Kurtz’s device, which he is developing in collaboration with researchers3 at the University of Arkansas in Fayetteville, starts with an ultrafiltration module that contains a cellulose-based membrane. That membrane, Kurtz says, filters much more volume per surface area than do existing polymer membranes; it allows water, urea and electrolytes to pass through but blocks blood cells and proteins. The flow then reaches a nanofilter, with much smaller pores, that blocks the passage of glucose molecules that need to stay in the bloodstream. Beyond that are deionization modules, which use electrical charges characteristic of each molecule to control the movement of ions, including sodium, potassium, chloride and calcium — removing excess but allowing necessary amounts to remain in the blood. Finally, a reverse-osmosis module transports water from the synthetic urine back into the blood. This ensures that the amount of water coming out of the body matches the amount being drunk — this is either pre-programmed on the basis of average consumption or selected by the person using the device.

The researchers developing all these devices hope that theirs will be ready for animal trials in a year or two, followed by clinical trials in four or five years. Finding sufficient funding to move the projects along, however, remains a struggle. And that’s why Stacewicz is spreading the word, to increase interest and drum up funding. These days, he has home dialysis, which takes longer but is less exhausting than in-centre treatment.

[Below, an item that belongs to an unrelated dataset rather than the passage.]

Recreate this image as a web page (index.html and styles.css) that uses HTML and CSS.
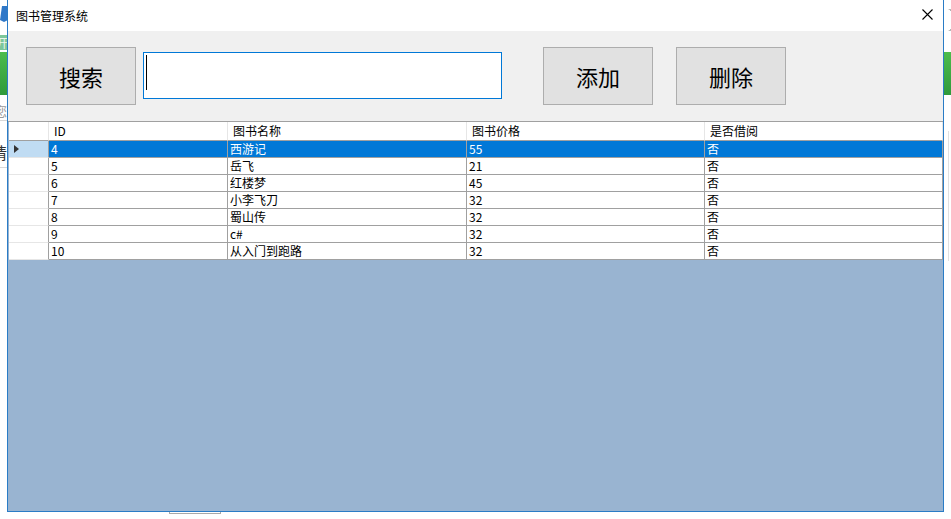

He and his wife have even taken road trips, although that entails wrestling a 34-kilogram machine into their car and having 35 boxes of liquid dialysate (a week’s worth) delivered to wherever they’re going. “My life is constrained now, because I’m on dialysis,” he says. “I still have dietary restraints, liquid restraints, everything else, even though doing it at home is better.”

He doesn’t expect to receive an artificial kidney, but he hopes that his advocacy will make it a reality for people in the future. “It probably won’t benefit me,” he says. “But I would like to see other people have the opportunity to live a more normal life and not have to spend years waiting for a kidney transplant.”